I then got a master's at the Interactive Telecommunications Program, which was in the same building and the same schools as my undergrad photo program and I knew they were very interesting, very experimental technology space that also was thinking about things like the future of imaging. And when I was studying there, I became interested in user research. I was interested in how technologists were dealing with cutting-edge technology.
I worked in advertising for a year after I graduated, and then I got headhunted to join IBM Watson. When I joined IBM, I had already spent a few years studying feminist uses of social media, so I was interested in technology, actually like human conversation. So I transitioned slightly from photographs to then thinking about what's the future of human community spaces, and that involves text and conversation. When I joined IBM Watson, the head of Watson design at that time, Joe Meersman, asked me what are the things I was interested in. I said I was interested in human conversation, and I was interested in the future of conversation, and I think I eventually want to get a Ph.D. related to this. He said, “Great, instead of you doing UX, we're going to put you into design research and you're going to work on natural language processing.” It was this fantastic man, Joe, who was the head of Watson Design who really helped put me on my path and I'm really, eternally grateful for that.
I think of myself at times as a translator of technology.

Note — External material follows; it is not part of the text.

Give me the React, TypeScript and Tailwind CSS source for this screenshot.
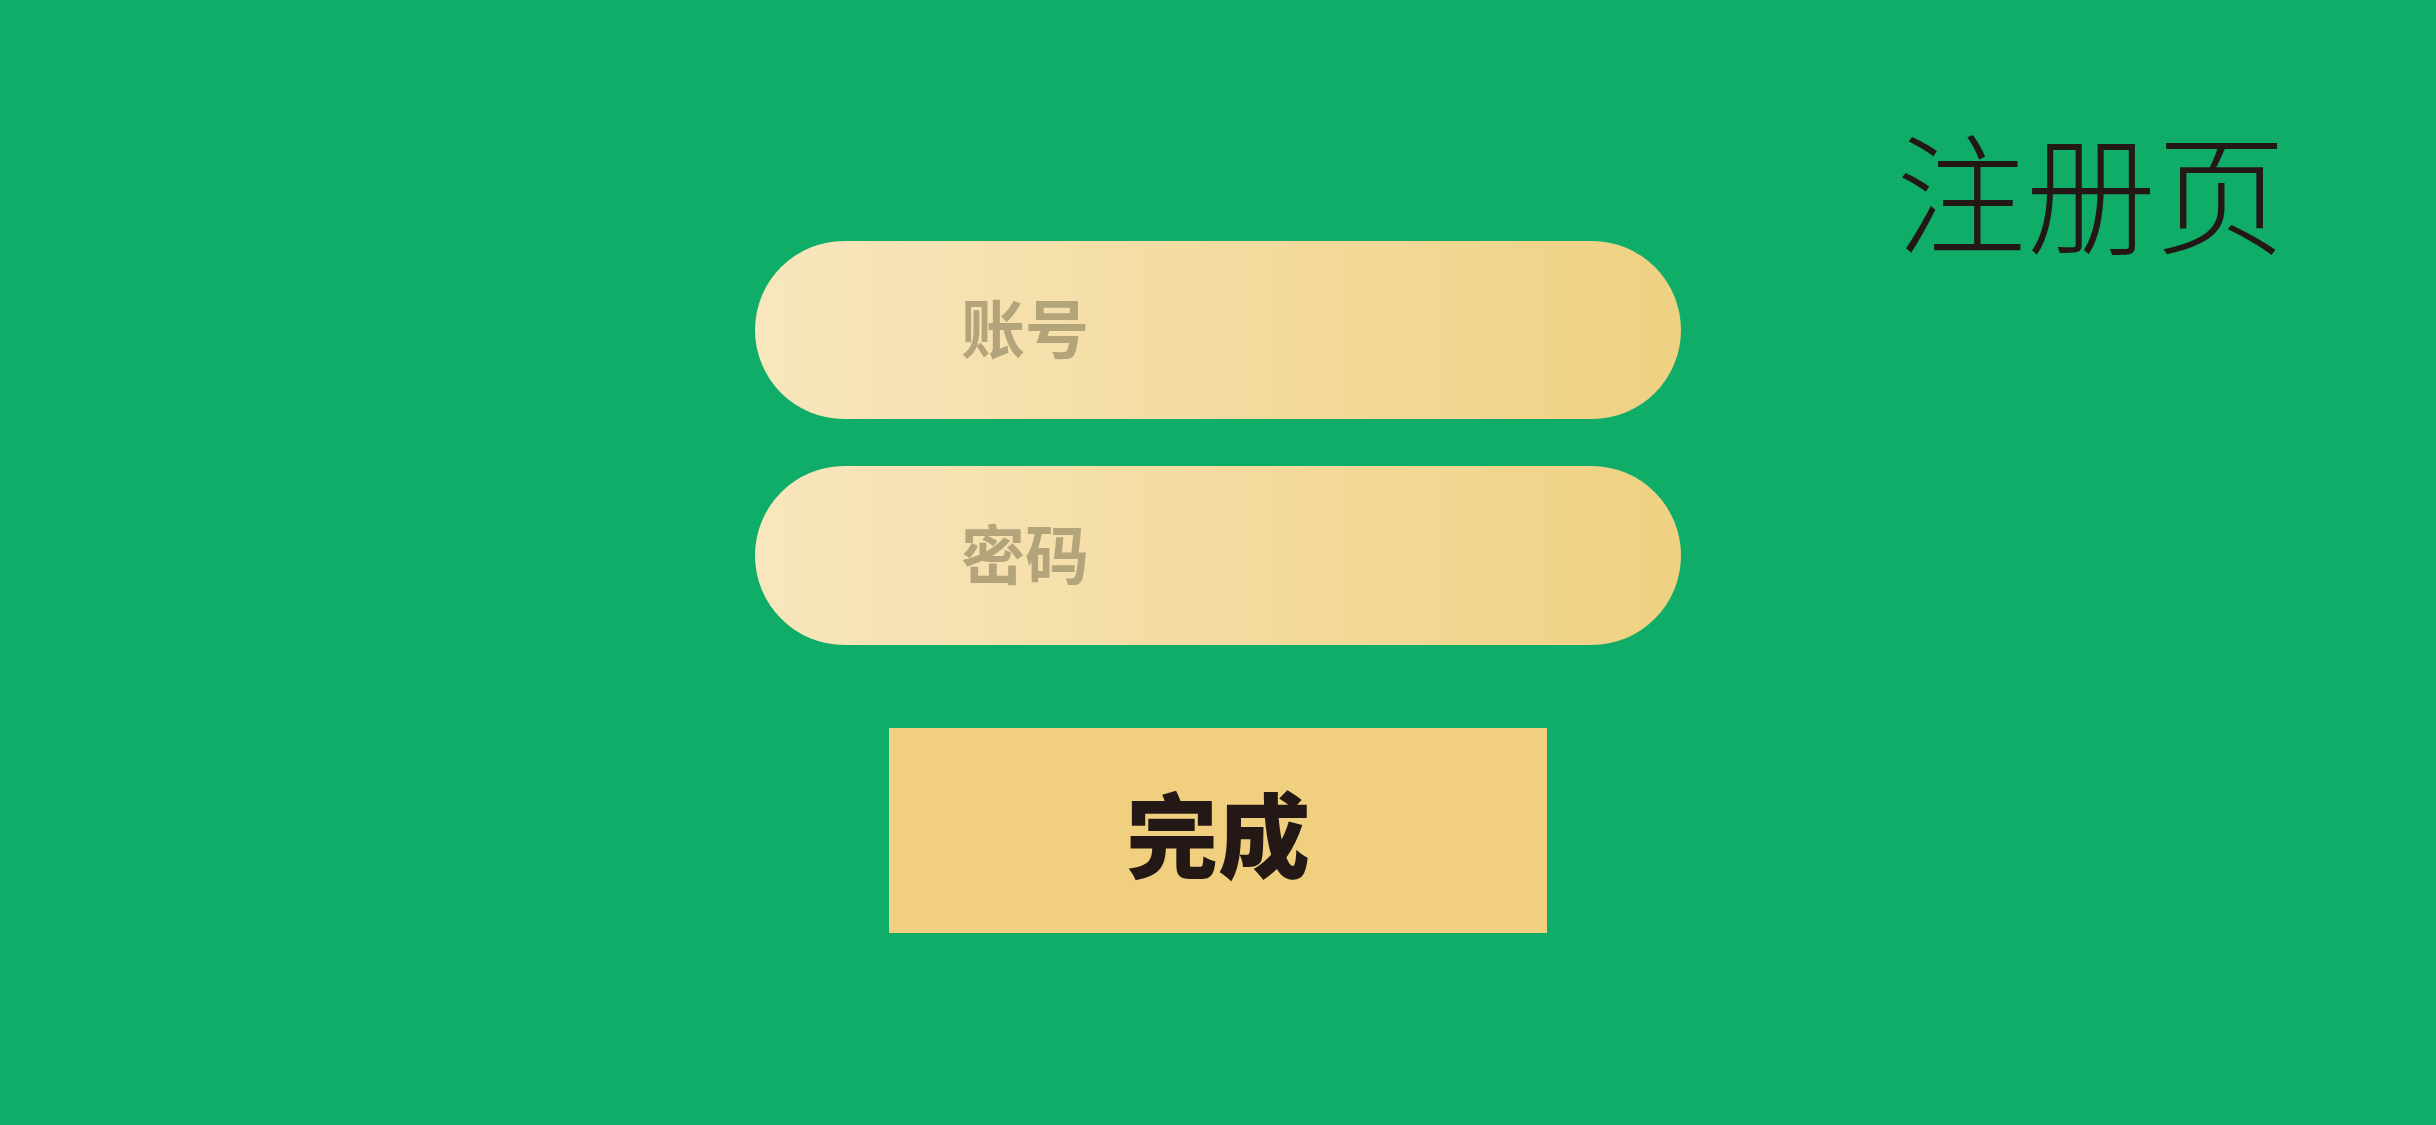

That's why with Convocation, we talk a lot about making complexities humanly readable and making it thoughtfully with machine learning. I'm very interested in how you reinsert humans and humanity and human rights and equity back into the technology process and I think a lot of that is making the systems very legible. That means looking at all the different components of how you build something and why you build it that way and then at times, trying to propose new interventions and new ways to make things. I think that that is very much a part of this, you know, creating more human-centered and more human rights center-design.